FNS published a proposed rule in February that created a framework and guidelines for school districts to use when establishing local wellness policies. IDFA responded to the rule, explaining that milk, cheese and yogurt are valuable sources of important nutrients for children, especially protein, and that ice cream and frozen desserts are specially formulated for schools to provide a dairy-based treat with lower levels of fat, added sugar and calories.
“We urge USDA to encourage the continued availability of nutritionally beneficial dairy foods in schools, both as part of school meals and as competitive items,” the comments said. “Dairy products provide important nutrients to children, often nutrients of which they do not consume enough.”
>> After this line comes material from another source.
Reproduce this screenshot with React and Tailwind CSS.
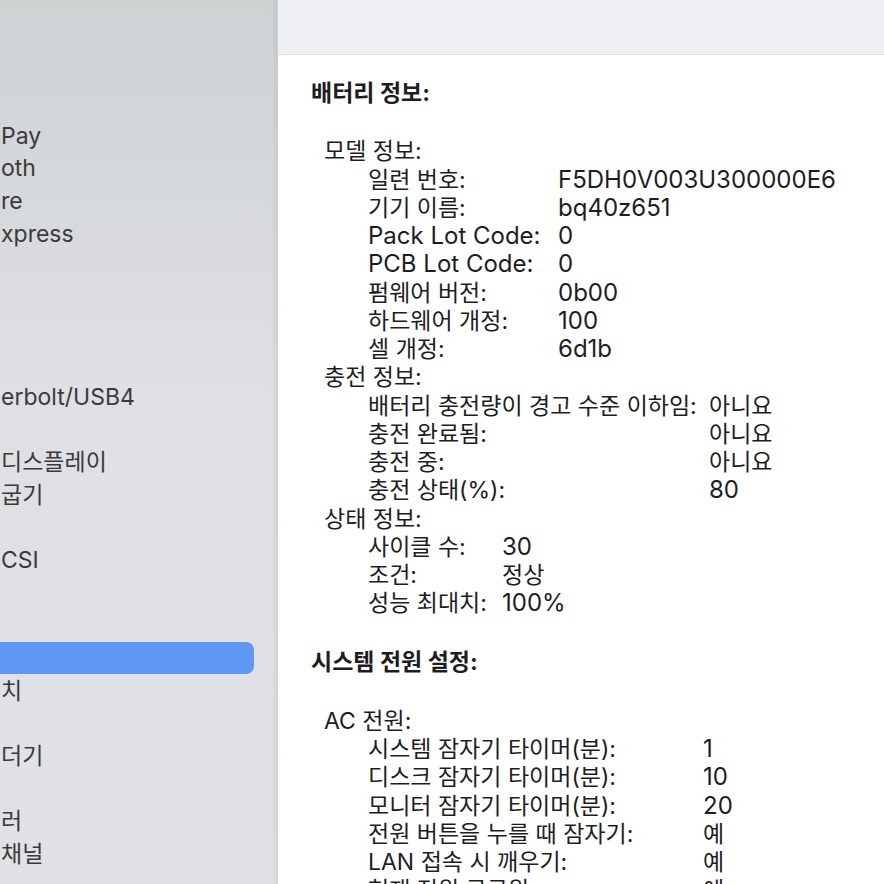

IDFA called on USDA to support policies that align with the interim final rule regarding nutrition standards for competitive foods in schools. The rule, issued last June, set nutritional limits for saturated fat, trans fat, total sugars and calories that still allow a wide range of dairy products to be available to school kids.
The comments also mentioned the recent Cornell University finding that eliminating flavored milk in schools causes students to drink less milk, flavored or white, overall. This finding echoed a survey of schools and milk companies that found school milks sales in the 2012-13 school year had fallen by 5.1 percent, a drop of 23 million gallons.
For more information, contact Michelle Matto, IDFA’s nutrition and labeling consultant, at email@example.com.
In separate action, IDFA requested a 90-day extension on a U.S. Food & Drug Administration proposal requiring sweeping changes to nutrition labels for all packaged foods and beverages, including virtually all dairy products. IDFA’s request would push the deadline for providing analysis and feedback to Aug. 30.
In conjunction, IDFA scheduled member conference calls to seek input. There will be four separate calls, one each for milk, cheese, yogurt and ice cream processors. They are (all times Eastern):
• Milk: Wednesday, May 7, 1-2 p.m.
• Ice Cream: Wednesday, May 7, 2:30-3:30 p.m.
• Cheese: Thursday, May 8, 1-2: p.m.
• Yogurt: Friday, May 9, 2-3 p.m.
To participate, contact Brian Fields, IDFA regulatory assistant, at firstname.lastname@example.org to request a phone number and participant code.
“We expect that this extension would improve the food industry’s participation in the rulemaking process and, in turn, would enhance FDA’s ability to finalize the proposed rules efficiently and in a manner that achieves the desired public health objectives while avoiding unnecessary economic impact,” IDFA said in a letter to FDA.